------ RECORDED DATA

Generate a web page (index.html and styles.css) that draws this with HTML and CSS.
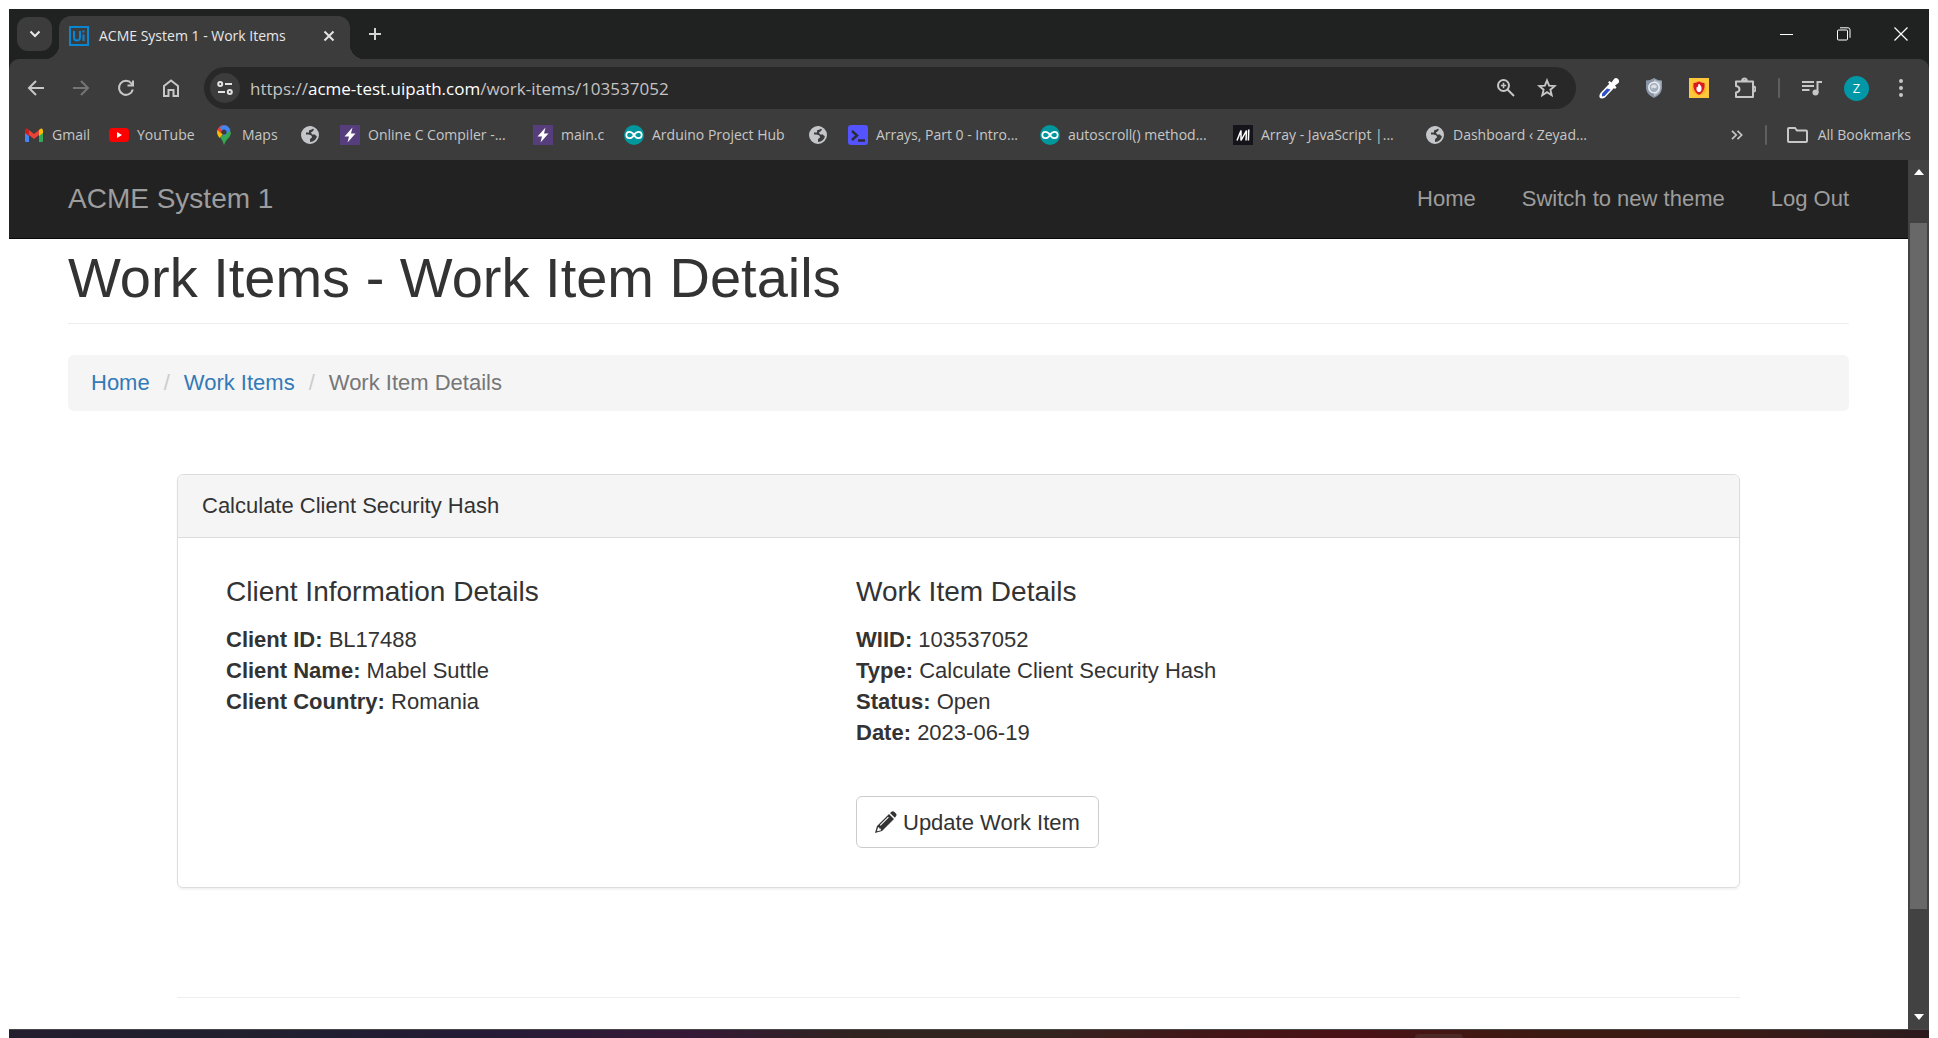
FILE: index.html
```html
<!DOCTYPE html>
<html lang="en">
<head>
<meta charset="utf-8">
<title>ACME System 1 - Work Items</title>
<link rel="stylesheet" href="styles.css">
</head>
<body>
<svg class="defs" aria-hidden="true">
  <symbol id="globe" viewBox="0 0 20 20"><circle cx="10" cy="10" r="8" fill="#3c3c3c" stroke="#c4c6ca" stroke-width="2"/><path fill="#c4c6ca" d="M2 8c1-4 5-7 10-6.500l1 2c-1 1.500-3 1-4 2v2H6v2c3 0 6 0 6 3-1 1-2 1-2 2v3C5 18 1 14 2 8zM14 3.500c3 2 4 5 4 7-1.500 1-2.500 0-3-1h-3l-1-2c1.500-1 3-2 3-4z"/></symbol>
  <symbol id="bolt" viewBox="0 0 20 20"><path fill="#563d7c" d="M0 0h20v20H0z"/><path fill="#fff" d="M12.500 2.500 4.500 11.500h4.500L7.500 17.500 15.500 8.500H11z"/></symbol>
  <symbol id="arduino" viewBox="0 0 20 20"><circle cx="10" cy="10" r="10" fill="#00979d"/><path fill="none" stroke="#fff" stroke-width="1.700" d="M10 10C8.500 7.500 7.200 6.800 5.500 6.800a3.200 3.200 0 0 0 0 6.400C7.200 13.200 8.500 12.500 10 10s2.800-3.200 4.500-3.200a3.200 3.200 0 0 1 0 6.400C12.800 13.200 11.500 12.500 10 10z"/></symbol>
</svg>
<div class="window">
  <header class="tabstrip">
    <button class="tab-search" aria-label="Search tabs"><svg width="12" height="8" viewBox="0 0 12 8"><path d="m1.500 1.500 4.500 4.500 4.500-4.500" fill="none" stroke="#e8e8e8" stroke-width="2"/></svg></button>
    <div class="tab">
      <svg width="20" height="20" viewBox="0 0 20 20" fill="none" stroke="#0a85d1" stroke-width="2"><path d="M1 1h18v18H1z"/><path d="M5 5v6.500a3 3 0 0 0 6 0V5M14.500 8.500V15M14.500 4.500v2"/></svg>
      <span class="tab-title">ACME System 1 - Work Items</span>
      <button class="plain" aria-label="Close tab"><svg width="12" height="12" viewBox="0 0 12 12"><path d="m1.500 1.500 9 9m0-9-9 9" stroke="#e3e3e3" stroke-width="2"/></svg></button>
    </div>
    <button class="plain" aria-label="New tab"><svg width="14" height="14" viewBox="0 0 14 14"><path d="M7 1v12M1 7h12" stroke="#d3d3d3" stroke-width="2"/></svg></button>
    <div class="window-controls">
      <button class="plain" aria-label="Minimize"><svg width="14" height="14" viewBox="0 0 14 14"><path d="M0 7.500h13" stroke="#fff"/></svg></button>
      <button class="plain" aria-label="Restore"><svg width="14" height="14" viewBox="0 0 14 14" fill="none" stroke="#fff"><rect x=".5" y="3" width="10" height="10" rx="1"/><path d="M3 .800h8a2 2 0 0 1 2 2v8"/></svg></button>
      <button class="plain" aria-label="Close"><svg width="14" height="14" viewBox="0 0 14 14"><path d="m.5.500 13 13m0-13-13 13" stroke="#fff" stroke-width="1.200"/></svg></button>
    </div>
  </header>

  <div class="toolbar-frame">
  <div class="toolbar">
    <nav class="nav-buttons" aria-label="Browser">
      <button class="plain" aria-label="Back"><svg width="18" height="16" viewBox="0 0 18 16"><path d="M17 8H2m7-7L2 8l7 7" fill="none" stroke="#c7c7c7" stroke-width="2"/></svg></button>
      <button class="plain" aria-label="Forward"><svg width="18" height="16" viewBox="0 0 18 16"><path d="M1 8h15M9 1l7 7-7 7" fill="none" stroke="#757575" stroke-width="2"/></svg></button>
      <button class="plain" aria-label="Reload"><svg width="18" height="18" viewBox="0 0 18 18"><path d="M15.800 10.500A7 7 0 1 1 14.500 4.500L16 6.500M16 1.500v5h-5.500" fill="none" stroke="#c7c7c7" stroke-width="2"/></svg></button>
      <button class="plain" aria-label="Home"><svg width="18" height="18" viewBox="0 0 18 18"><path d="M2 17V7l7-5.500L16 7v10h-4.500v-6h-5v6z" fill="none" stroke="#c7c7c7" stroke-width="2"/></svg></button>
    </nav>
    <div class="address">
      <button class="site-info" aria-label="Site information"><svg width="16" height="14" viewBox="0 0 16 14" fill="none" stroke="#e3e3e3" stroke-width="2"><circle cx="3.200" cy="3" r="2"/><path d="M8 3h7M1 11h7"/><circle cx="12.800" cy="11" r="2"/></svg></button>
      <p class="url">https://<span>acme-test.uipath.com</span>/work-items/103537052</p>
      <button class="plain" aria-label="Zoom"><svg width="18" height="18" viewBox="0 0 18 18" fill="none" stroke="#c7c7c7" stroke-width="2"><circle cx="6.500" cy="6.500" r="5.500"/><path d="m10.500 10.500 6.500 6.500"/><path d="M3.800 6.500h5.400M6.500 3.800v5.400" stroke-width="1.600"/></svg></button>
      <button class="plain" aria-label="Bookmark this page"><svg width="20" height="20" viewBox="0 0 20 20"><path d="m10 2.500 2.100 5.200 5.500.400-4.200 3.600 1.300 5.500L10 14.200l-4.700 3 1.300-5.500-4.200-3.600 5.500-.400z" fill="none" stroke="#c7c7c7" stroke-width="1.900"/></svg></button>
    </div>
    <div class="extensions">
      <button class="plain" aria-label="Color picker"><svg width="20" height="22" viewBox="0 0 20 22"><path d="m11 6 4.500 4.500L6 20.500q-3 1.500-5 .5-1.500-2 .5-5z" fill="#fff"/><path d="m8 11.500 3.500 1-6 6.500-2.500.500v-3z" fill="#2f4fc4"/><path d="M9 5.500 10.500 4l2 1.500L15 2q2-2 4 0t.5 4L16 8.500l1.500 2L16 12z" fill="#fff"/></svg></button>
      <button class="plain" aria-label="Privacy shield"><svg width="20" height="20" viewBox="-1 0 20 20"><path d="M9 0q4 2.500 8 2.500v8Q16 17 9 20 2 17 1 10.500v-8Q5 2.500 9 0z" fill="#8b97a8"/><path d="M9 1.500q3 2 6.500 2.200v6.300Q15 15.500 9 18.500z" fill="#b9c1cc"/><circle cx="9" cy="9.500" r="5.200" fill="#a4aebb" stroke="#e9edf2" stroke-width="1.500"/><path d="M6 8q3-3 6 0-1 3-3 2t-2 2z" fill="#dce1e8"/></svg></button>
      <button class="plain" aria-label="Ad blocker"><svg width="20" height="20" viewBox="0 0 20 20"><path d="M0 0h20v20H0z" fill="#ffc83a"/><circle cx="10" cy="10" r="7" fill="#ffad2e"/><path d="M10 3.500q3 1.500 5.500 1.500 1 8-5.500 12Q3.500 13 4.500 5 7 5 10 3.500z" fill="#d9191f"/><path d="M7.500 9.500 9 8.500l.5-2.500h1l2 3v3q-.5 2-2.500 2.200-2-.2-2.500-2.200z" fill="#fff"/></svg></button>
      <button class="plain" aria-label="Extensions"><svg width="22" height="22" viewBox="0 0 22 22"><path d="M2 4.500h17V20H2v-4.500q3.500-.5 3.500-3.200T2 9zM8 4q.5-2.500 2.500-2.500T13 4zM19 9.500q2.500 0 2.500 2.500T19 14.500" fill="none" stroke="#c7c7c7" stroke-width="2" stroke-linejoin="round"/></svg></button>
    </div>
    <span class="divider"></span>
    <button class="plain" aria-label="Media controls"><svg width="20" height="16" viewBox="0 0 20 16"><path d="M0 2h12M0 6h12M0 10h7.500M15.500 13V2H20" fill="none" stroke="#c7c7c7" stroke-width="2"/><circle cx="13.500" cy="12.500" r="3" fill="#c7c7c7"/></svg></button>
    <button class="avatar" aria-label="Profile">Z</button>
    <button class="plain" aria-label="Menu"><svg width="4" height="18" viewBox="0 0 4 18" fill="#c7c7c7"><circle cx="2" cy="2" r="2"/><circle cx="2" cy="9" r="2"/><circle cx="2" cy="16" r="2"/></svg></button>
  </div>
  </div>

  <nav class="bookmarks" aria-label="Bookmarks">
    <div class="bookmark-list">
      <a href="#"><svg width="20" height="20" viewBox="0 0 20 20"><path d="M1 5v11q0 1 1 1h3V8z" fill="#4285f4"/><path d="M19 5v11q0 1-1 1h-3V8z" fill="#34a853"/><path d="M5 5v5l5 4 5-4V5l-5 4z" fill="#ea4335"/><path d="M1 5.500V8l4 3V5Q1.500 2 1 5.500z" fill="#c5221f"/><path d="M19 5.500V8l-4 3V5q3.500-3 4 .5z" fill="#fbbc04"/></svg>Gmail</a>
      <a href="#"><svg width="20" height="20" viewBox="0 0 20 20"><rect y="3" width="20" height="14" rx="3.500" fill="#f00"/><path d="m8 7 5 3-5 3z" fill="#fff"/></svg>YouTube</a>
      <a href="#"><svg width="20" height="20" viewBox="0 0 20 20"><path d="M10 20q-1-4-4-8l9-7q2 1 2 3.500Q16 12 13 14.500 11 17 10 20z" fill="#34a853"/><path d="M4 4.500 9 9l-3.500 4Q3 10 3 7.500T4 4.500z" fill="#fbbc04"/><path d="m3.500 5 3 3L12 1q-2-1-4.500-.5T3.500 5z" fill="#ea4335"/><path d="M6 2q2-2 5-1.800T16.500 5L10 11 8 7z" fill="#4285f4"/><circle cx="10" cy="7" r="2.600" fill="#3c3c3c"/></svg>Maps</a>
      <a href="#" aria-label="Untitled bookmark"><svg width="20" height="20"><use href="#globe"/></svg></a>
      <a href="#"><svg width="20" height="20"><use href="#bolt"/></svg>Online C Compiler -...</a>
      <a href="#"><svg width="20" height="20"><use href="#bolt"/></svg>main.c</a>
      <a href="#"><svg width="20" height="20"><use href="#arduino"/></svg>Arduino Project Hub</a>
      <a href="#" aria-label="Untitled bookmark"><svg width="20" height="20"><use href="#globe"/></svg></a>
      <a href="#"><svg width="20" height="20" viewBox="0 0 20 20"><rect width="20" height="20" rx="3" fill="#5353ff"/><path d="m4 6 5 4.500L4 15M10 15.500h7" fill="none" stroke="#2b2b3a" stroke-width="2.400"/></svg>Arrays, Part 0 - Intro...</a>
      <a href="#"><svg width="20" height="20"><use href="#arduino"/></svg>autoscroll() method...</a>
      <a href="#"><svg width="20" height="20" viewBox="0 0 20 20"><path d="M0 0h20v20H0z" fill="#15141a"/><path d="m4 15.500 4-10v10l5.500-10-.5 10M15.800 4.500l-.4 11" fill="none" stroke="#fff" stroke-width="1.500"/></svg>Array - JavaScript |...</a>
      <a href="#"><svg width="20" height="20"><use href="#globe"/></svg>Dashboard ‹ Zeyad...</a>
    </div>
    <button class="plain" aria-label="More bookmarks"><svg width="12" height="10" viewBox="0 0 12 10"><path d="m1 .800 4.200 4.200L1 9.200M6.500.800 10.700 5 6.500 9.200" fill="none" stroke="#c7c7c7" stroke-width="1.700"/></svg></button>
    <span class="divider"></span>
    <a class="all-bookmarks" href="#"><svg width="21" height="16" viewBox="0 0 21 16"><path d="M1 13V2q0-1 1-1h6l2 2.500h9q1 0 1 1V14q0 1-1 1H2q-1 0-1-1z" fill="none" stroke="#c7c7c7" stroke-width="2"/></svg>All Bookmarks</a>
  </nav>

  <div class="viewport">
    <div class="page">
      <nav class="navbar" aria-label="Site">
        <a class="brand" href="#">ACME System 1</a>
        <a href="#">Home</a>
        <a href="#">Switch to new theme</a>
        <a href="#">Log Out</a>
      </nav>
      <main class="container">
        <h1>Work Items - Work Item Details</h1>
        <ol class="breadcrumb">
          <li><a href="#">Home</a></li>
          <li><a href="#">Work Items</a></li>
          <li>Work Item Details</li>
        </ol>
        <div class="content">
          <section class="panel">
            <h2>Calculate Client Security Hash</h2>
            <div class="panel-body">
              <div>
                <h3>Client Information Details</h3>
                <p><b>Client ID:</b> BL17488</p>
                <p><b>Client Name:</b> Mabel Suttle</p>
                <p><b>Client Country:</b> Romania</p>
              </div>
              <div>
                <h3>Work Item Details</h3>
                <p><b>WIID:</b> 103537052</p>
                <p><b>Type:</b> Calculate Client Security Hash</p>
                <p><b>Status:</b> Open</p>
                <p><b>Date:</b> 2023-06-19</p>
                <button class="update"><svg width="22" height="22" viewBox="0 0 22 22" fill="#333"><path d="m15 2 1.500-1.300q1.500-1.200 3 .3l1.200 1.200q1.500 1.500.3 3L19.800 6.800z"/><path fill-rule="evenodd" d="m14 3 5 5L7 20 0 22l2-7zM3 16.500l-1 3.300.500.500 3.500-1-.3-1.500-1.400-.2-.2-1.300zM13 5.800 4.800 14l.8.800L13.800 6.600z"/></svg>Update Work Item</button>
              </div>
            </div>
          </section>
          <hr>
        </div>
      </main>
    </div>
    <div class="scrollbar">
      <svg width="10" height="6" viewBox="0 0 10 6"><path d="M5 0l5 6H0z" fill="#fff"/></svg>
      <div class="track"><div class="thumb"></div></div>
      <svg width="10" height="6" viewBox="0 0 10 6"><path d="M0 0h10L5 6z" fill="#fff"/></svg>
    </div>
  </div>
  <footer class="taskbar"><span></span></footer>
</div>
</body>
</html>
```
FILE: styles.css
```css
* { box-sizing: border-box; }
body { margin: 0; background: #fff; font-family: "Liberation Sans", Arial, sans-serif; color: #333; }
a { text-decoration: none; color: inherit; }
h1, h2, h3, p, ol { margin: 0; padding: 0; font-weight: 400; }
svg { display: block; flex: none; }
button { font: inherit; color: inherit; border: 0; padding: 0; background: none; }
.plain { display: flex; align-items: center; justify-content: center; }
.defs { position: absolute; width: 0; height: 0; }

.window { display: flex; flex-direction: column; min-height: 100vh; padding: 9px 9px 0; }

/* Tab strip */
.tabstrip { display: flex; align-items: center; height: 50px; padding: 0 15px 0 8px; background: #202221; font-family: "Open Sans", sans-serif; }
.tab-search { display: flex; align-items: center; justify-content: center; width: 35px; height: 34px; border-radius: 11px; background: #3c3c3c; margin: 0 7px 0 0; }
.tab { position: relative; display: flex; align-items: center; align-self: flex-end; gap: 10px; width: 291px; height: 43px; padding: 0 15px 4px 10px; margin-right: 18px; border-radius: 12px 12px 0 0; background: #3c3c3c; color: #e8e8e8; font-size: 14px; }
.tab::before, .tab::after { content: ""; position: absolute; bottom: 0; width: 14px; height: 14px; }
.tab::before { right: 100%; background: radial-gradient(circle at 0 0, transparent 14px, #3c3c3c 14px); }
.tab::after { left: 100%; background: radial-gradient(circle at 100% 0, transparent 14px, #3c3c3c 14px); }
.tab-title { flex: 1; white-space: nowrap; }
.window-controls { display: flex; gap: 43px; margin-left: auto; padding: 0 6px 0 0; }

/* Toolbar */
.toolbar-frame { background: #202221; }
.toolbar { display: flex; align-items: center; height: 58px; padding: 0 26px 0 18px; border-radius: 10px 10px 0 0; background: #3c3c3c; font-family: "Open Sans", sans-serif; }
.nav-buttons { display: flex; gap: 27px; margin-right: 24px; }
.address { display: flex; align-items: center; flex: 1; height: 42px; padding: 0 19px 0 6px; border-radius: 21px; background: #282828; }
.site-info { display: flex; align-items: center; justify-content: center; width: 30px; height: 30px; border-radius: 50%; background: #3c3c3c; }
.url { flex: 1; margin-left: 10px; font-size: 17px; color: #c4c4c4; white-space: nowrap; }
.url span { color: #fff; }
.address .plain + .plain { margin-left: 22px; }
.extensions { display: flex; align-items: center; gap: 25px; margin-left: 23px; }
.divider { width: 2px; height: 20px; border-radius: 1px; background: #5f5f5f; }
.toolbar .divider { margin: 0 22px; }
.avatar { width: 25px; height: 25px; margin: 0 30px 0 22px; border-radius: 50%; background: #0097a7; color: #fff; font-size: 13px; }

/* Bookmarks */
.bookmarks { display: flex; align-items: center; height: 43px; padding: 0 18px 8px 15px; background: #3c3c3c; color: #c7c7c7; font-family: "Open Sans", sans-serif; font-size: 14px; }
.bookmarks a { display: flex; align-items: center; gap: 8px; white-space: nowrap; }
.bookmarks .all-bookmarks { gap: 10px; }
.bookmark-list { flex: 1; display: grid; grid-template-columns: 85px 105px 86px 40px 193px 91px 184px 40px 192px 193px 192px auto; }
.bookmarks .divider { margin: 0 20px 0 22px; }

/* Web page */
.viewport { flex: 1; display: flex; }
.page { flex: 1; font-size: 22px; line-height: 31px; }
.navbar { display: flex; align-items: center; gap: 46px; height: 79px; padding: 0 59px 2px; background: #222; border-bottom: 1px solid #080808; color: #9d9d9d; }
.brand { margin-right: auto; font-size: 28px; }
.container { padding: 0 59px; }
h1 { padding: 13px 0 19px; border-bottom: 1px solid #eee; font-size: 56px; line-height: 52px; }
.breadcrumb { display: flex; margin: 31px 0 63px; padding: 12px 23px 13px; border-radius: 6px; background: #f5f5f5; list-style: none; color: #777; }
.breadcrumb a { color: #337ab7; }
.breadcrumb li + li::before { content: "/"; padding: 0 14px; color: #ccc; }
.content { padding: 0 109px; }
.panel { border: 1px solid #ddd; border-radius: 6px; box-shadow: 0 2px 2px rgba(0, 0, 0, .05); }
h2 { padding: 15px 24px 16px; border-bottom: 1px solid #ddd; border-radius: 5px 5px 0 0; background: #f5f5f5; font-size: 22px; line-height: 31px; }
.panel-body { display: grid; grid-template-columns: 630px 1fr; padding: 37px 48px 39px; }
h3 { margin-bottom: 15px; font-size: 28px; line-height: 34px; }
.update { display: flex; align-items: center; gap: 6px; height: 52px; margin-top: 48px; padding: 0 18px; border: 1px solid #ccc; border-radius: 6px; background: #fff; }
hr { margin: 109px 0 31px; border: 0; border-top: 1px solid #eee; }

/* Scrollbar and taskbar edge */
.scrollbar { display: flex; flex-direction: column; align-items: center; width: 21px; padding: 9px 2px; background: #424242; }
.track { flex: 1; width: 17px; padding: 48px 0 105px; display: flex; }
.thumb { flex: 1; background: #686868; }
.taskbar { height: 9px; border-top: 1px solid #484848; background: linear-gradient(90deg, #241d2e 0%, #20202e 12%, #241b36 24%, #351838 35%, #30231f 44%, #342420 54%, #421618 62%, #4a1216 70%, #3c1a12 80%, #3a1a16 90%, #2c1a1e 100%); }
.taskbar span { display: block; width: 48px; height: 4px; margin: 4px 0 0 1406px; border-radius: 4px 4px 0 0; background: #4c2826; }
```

------------

- [INSTRUCTION] Check each line above for the word "index" and copy the ones that have it.

- [EXPECTED OUTPUT]
Generate a web page (index.html and styles.css) that draws this with HTML and CSS.
FILE: index.html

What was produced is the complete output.